8717scon1nanotube.jpg
Credit: Fernando J. Rodríguez-Macías
These micrographs show that a new chemical method splits open multiwalled carbon nanotubes lengthwise (left) to yield flat graphene nanoribbons (large structure at right).

A chemical method can unzip multiwalled carbon nanotubes (MWNTs) along their lengths to produce ribbonlike strips of graphene, according to researchers in Mexico (Nano Lett. 2009, 9, 1527). These graphene nanoribbons, which are elongated one-atom-thick strips of carbon, exhibit tantalizing mechanical and electronic properties. The materials are under study for applications ranging from hydrogen storage and battery electrodes to polymer nanocomposites and sensors.

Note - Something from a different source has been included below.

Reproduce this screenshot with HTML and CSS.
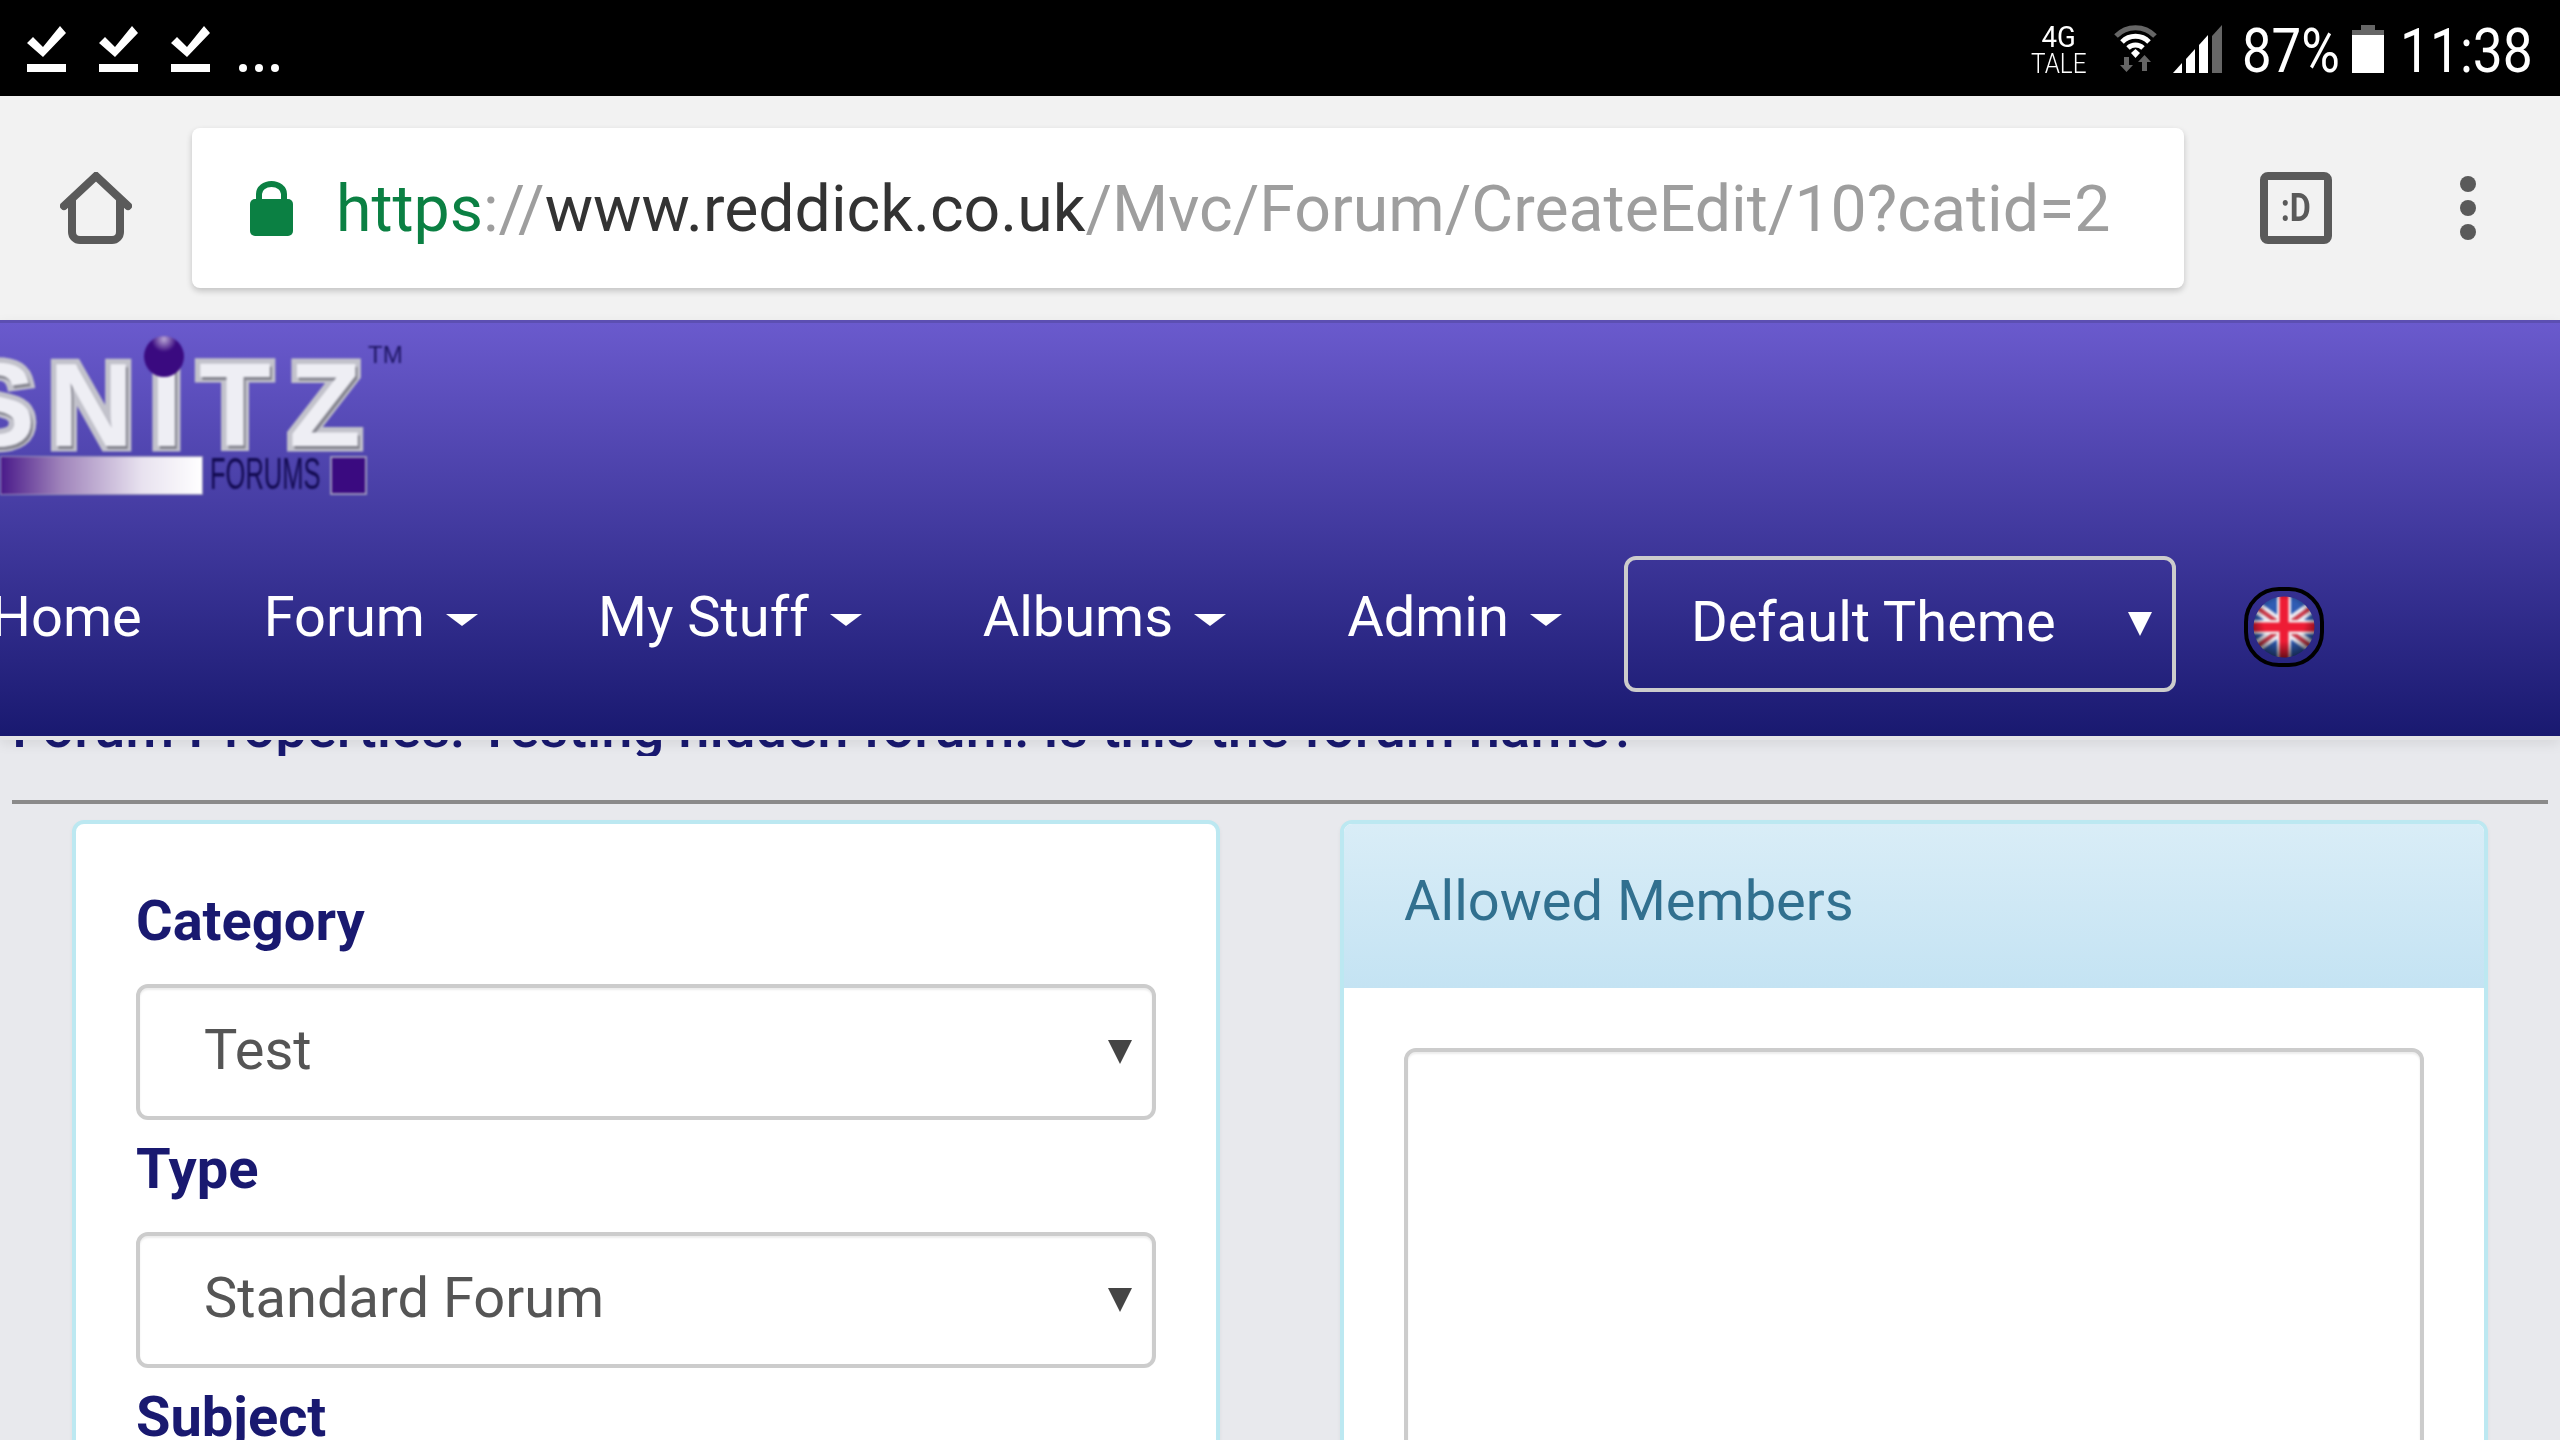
FILE: index.html
```html
<!DOCTYPE html>
<html lang="en">
<head>
  <meta charset="UTF-8">
  <title>Forum Properties</title>
  <link rel="stylesheet" href="styles.css">
</head>
<body>

  <div class="statusbar">
    <div class="status-left">
      <svg class="check" viewBox="0 0 39 46"><polygon points="0,17 6,11 16,21 33,0 39,7 16,31" fill="#fff"/><rect y="38" width="39" height="8" fill="#fff"/></svg>
      <svg class="check" viewBox="0 0 39 46"><polygon points="0,17 6,11 16,21 33,0 39,7 16,31" fill="#fff"/><rect y="38" width="39" height="8" fill="#fff"/></svg>
      <svg class="check" viewBox="0 0 39 46"><polygon points="0,17 6,11 16,21 33,0 39,7 16,31" fill="#fff"/><rect y="38" width="39" height="8" fill="#fff"/></svg>
      <div class="more-dots"><i></i><i></i><i></i></div>
    </div>
    <div class="status-right">
      <div class="net"><span class="net-4g">4G</span><span class="net-tale">TALE</span></div>
      <svg class="wifi" viewBox="0 0 43 48">
        <path d="M2 12 A27 27 0 0 1 41 12" fill="none" stroke="#666" stroke-width="5"/>
        <path d="M8 18 A19 19 0 0 1 35 18" fill="none" stroke="#fff" stroke-width="5"/>
        <path d="M14 24 A11 11 0 0 1 29 24" fill="none" stroke="#fff" stroke-width="5"/>
        <polygon points="17,29 21.500,25 26,29 21.500,34" fill="#fff"/>
        <polygon points="10,33 15,33 15,41 19,41 12.500,48 6,41 10,41" fill="#666"/>
        <polygon points="28,47 33,47 33,38 37,38 30.500,31 24,38 28,38" fill="#666"/>
      </svg>
      <svg class="signal" viewBox="0 0 49 48">
        <polygon points="0,48 9,48 9,38" fill="#fff"/>
        <polygon points="13,48 22,48 22,24 13,34" fill="#fff"/>
        <polygon points="26,48 35,48 35,10 26,20" fill="#fff"/>
        <polygon points="39,48 49,48 49,0 39,11" fill="#666"/>
      </svg>
      <span class="pct">87%</span>
      <div class="battery"><i class="batt-cap"></i><i class="batt-top"></i><i class="batt-fill"></i></div>
      <span class="clock">11:38</span>
    </div>
  </div>

  <div class="toolbar">
    <svg class="home-icon" viewBox="0 0 72 72">
      <path d="M4 34 L36 4 L68 34" fill="none" stroke="#5a5a5a" stroke-width="8" stroke-linecap="round" stroke-linejoin="miter"/>
      <path d="M12 28 V60 a8 8 0 0 0 8 8 H52 a8 8 0 0 0 8 -8 V28" fill="none" stroke="#5a5a5a" stroke-width="8"/>
    </svg>
    <div class="urlbar">
      <svg class="lock" viewBox="0 0 43 55">
        <path d="M9 20 V13 a12.500 10 0 0 1 25 0 V20" fill="none" stroke="#0b8043" stroke-width="6"/>
        <rect y="18" width="43" height="37" rx="5" fill="#0b8043"/>
      </svg>
      <div class="url"><span class="scheme">https</span><span class="faded">://</span><span class="host">www.reddick.co.uk</span><span class="faded">/Mvc/Forum/CreateEdit/10?catid=2</span></div>
    </div>
    <div class="tab-count"><span>:D</span></div>
    <div class="menu-dots"><i></i><i></i><i></i></div>
  </div>

  <div class="site-header">
    <div class="logo">
      <div class="logo-word">
        <span class="l-s">S</span><span class="l-n">N</span><span class="l-i">I</span><span class="l-t">T</span><span class="l-z">Z</span>
        <i class="logo-ball"></i>
        <span class="logo-tm">TM</span>
      </div>
      <div class="logo-sub">
        <i class="logo-bar"></i>
        <div class="logo-forums"><span>FORUMS</span></div>
        <i class="logo-square"></i>
      </div>
    </div>
    <div class="nav">
      <a class="nav-item nav-home">Home</a>
      <a class="nav-item nav-forum">Forum<i class="caret"></i></a>
      <a class="nav-item">My Stuff<i class="caret"></i></a>
      <a class="nav-item">Albums<i class="caret"></i></a>
      <a class="nav-item nav-last">Admin<i class="caret"></i></a>
      <div class="theme-select"><span>Default Theme</span><i class="sel-arrow"></i></div>
      <svg class="flag" viewBox="0 0 80 80">
        <defs>
          <clipPath id="flagclip"><circle cx="40" cy="40" r="30.500"/></clipPath>
          <radialGradient id="flagshade" cx="50%" cy="42%" r="52%">
            <stop offset="50%" stop-color="#000" stop-opacity="0"/>
            <stop offset="100%" stop-color="#000" stop-opacity=".7"/>
          </radialGradient>
        </defs>
        <rect x="2" y="2" width="76" height="76" rx="33" fill="none" stroke="#000" stroke-width="4"/>
        <g class="flag-art" clip-path="url(#flagclip)">
          <rect width="80" height="80" fill="#2f5cb4"/>
          <path d="M4 14 L76 66 M76 14 L4 66" stroke="#e8e8f0" stroke-width="12"/>
          <path d="M4 14 L76 66 M76 14 L4 66" stroke="#cc3a4a" stroke-width="4"/>
          <path d="M40 0 V80 M0 40 H80" stroke="#f4eef0" stroke-width="14"/>
          <path d="M40 0 V80 M0 40 H80" stroke="#ee1c35" stroke-width="9"/>
          <rect width="80" height="80" fill="url(#flagshade)"/>
        </g>
      </svg>
    </div>
  </div>

  <div class="page">
    <div class="title-row"><h1>Forum Properties: Testing hidden forum: Is this the forum name?</h1></div>
    <hr class="rule">
    <div class="columns">
      <div class="panel">
        <div class="panel-body form-body">
          <label>Category</label>
          <div class="select"><span>Test</span><i class="sel-arrow dark"></i></div>
          <label>Type</label>
          <div class="select"><span>Standard Forum</span><i class="sel-arrow dark"></i></div>
          <label>Subject</label>
        </div>
      </div>
      <div class="panel">
        <div class="panel-heading">Allowed Members</div>
        <div class="panel-body members-body">
          <div class="listbox"></div>
        </div>
      </div>
    </div>
  </div>

</body>
</html>
```

FILE: styles.css
```css
* {
  box-sizing: border-box;
}

html, body {
  margin: 0;
  height: 1440px;
  overflow: hidden;
  background-color: #e8e9ed;
  font-family: 'Roboto', sans-serif;
}

i {
  display: block;
}

/* Phone status bar */
.statusbar {
  height: 96px;
  background: #000;
  color: #fff;
  display: flex;
  justify-content: space-between;
}

.status-left {
  display: flex;
  align-items: flex-start;
  padding: 26px 0 0 27px;
  gap: 33px;
}

.check {
  width: 39px;
  height: 46px;
}

.more-dots {
  display: flex;
  gap: 8px;
  margin: 38px 0 0 -4px;
}

.more-dots i {
  width: 8px;
  height: 8px;
  border-radius: 50%;
  background: #fff;
}

.status-right {
  display: flex;
  align-items: flex-start;
  padding-top: 24px;
  padding-right: 29px;
}

.net {
  width: 52px;
  display: flex;
  flex-direction: column;
  align-items: center;
  margin-right: 29px;
}

.net-4g {
  font-size: 30px;
  line-height: 26px;
  transform: scaleX(.92);
}

.net-tale {
  font-size: 27px;
  font-weight: 300;
  line-height: 29px;
  transform: scaleX(.9);
}

.wifi {
  width: 43px;
  height: 48px;
  margin-right: 16px;
}

.signal {
  width: 49px;
  height: 48px;
  margin: 1px 23px 0 0;
}

.pct {
  width: 93px;
  font-size: 62px;
  line-height: 54px;
  white-space: nowrap;
  transform: scaleX(.85);
  transform-origin: left;
  margin-left: -3px;
  margin-right: 17px;
}

.battery {
  width: 32px;
  height: 48px;
  margin: 1px 19px 0 0;
  display: flex;
  flex-direction: column;
  align-items: center;
}

.batt-cap {
  width: 14px;
  height: 5px;
  background: #666;
}

.batt-top {
  width: 32px;
  height: 5px;
  background: #666;
}

.batt-fill {
  width: 32px;
  flex: 1;
  background: #fff;
}

.clock {
  width: 128px;
  font-size: 62px;
  line-height: 54px;
  white-space: nowrap;
  transform: scaleX(.86);
  transform-origin: left;
  margin-left: -3px;
  margin-right: 3px;
}

/* Browser toolbar */
.toolbar {
  height: 224px;
  background: #f2f2f2;
  display: flex;
  align-items: center;
}

.home-icon {
  width: 72px;
  height: 72px;
  margin: 0 60px;
}

.urlbar {
  width: 1992px;
  height: 160px;
  background: #fff;
  border-radius: 8px;
  box-shadow: 0 3px 6px rgba(0, 0, 0, 0.2);
  display: flex;
  align-items: center;
  padding-left: 58px;
}

.lock {
  width: 43px;
  height: 55px;
  margin-right: 43px;
}

.url {
  padding-top: 2px;
  font-size: 64.400px;
  white-space: nowrap;
  color: #9e9e9e;
}

.scheme {
  color: #0b8043;
}

.host {
  color: #333;
}

.tab-count {
  width: 72px;
  height: 72px;
  margin-left: 76px;
  border: 8px solid #5a5a5a;
  border-radius: 8px;
  display: flex;
  align-items: center;
  justify-content: center;
  color: #5a5a5a;
  font-size: 38px;
  font-weight: 700;
}

.tab-count span {
  transform: scaleX(.85);
}

.menu-dots {
  margin-left: 128px;
  display: flex;
  flex-direction: column;
  gap: 8px;
}

.menu-dots i {
  width: 16px;
  height: 16px;
  border-radius: 50%;
  background: #5a5a5a;
}

/* Site header */
.site-header {
  position: relative;
  z-index: 2;
  height: 420px;
  border-top: 3px solid #5c4fb2;
  border-bottom: 4px solid #e5e5e7;
  background: linear-gradient(#6a5acd 0, #191970 100%);
  box-shadow: 0 4px 12px rgba(0, 0, 0, 0.08);
  overflow: hidden;
}

.logo {
  height: 233px;
  padding-top: 34px;
  filter: blur(0.8px);
}

.logo-word {
  position: relative;
  display: flex;
  height: 96px;
  margin-left: -45px;
  font-family: 'Liberation Sans', sans-serif;
  font-weight: 700;
  font-size: 118px;
  line-height: 96px;
  color: #eeeef4;
  text-shadow: 2px 3px 0 #85858f;
  -webkit-text-stroke: 11px #c2c2cb;
  paint-order: stroke fill;
}

.logo-word span {
  display: block;
  text-align: center;
}

.l-s { width: 82px; margin-right: 8px; }
.l-n { width: 92px; margin-right: 13px; }
.l-i { width: 33px; margin-right: 10px; }
.l-t { width: 84px; margin-right: 6px; }
.l-z { width: 84px; }

.logo-ball {
  position: absolute;
  left: 189px;
  top: -21px;
  width: 40px;
  height: 41px;
  border-radius: 50%;
  background: radial-gradient(circle at 50% 8%, #b9a6d6 0, #3a0a80 30%);
}

.logo-word .logo-tm {
  position: absolute;
  left: 413px;
  top: -14px;
  font-size: 24px;
  line-height: 24px;
  font-weight: 400;
  color: #1c1460;
  text-shadow: none;
  -webkit-text-stroke: 0;
}

.logo-sub {
  display: flex;
  align-items: center;
  height: 39px;
  margin-top: 3px;
}

.logo-bar {
  width: 203px;
  height: 39px;
  border: 1px solid #9a94bc;
  background: linear-gradient(90deg, #4a1a8a 0, #a084bb 30%, #e8e2ef 70%, #fff 100%);
}

.logo-forums {
  width: 110px;
  margin-left: 7px;
  margin-bottom: 5px;
  font-family: 'Liberation Sans', sans-serif;
  font-size: 44px;
  line-height: 39px;
  color: #120a50;
}

.logo-forums span {
  display: block;
  white-space: nowrap;
  transform: scaleX(.58);
  transform-origin: left;
}

.logo-square {
  width: 37px;
  height: 39px;
  margin-left: 10px;
  border: 2px solid #9a94bc;
  background: #3a0a80;
}

.nav {
  display: flex;
  align-items: center;
  height: 136px;
  font-size: 56px;
  color: #fff;
}

.nav-item {
  display: flex;
  align-items: center;
  margin-bottom: 14px;
  margin-right: 121px;
  white-space: nowrap;
  transform-origin: left;
}

.nav-home {
  margin-left: -9px;
  margin-right: 122px;
}

.nav-forum {
  margin-right: 120px;
}

.nav-last {
  margin-right: 62px;
}

.caret {
  width: 0;
  height: 0;
  margin-left: 21px;
  margin-top: 6px;
  border-top: 12px solid #fff;
  border-left: 16px solid transparent;
  border-right: 16px solid transparent;
}

.theme-select {
  width: 552px;
  height: 136px;
  border: 4px solid #ccc;
  border-radius: 12px;
  display: flex;
  align-items: center;
  justify-content: space-between;
  padding: 0 20px 0 63px;
}

.theme-select span {
  margin-bottom: 5px;
  white-space: nowrap;
}

.sel-arrow {
  width: 0;
  height: 0;
  border-top: 24px solid #fff;
  border-left: 12px solid transparent;
  border-right: 12px solid transparent;
}

.sel-arrow.dark {
  border-top-color: #444;
}

.flag {
  width: 80px;
  height: 80px;
  margin: 6px 0 0 68px;
}

.flag-art {
  filter: blur(1px);
}

/* Page content */
.page {
  padding: 0 12px;
}

.title-row {
  height: 16px;
  overflow: hidden;
  display: flex;
  align-items: flex-end;
}

.title-row h1 {
  margin: 0;
  font-size: 56.200px;
  font-weight: 500;
  line-height: 56px;
  color: #191970;
  white-space: nowrap;
}

.rule {
  height: 4px;
  margin: 44px 0 16px;
  border: 0;
  background: #8a8a8a;
}

.columns {
  display: flex;
  gap: 120px;
  padding-left: 60px;
}

.panel {
  width: 1148px;
  height: 800px;
  border: 4px solid #bce8f1;
  border-radius: 12px;
  background: #fff;
  box-shadow: 0 2px 4px rgba(0, 0, 0, 0.05);
  overflow: hidden;
}

.panel-heading {
  height: 164px;
  padding-left: 60px;
  line-height: 154px;
  font-size: 56px;
  color: #31708f;
  background: linear-gradient(#d9edf7, #c4e3f3);
}

.form-body {
  padding: 64px 60px 0;
}

.form-body label {
  display: block;
  height: 64px;
  margin-bottom: 32px;
  font-size: 56px;
  font-weight: 700;
  line-height: 66px;
  color: #191970;
}

.select {
  height: 136px;
  margin-bottom: 16px;
  border: 4px solid #ccc;
  border-radius: 12px;
  display: flex;
  align-items: center;
  justify-content: space-between;
  padding: 0 20px 0 64px;
  font-size: 56px;
  color: #555;
  box-shadow: inset 0 2px 2px rgba(0, 0, 0, 0.075);
}

.select span {
  margin-bottom: 5px;
}

.members-body {
  padding: 60px 60px;
}

.listbox {
  height: 600px;
  border: 4px solid #ccc;
  border-radius: 12px;
  box-shadow: inset 0 2px 2px rgba(0, 0, 0, 0.075);
}
```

Abraham G. Cano-Márquez, Fernando J. Rodríguez-Macías, and Yadira I. Vega-Cantú of the Institute for Scientific & Technological Research, in San Luis Potosí, and coworkers report that treating MWNTs with lithium and ammonia results in the insertion of ammonia-solvated lithium ions between the nanotubes' concentric graphene sheets. That step ruptures the multiwalled structures by prying apart the layers, which are further separated by way of hydrochloric acid and heat treatments. Compared with other procedures for forming graphene nanoribbons, the new method, together with other recently reported nanotube "unzipping" methods (C&EN, April 20, page 7), offers a potentially simpler, less expensive, and more adaptable route to making large quantities of the material.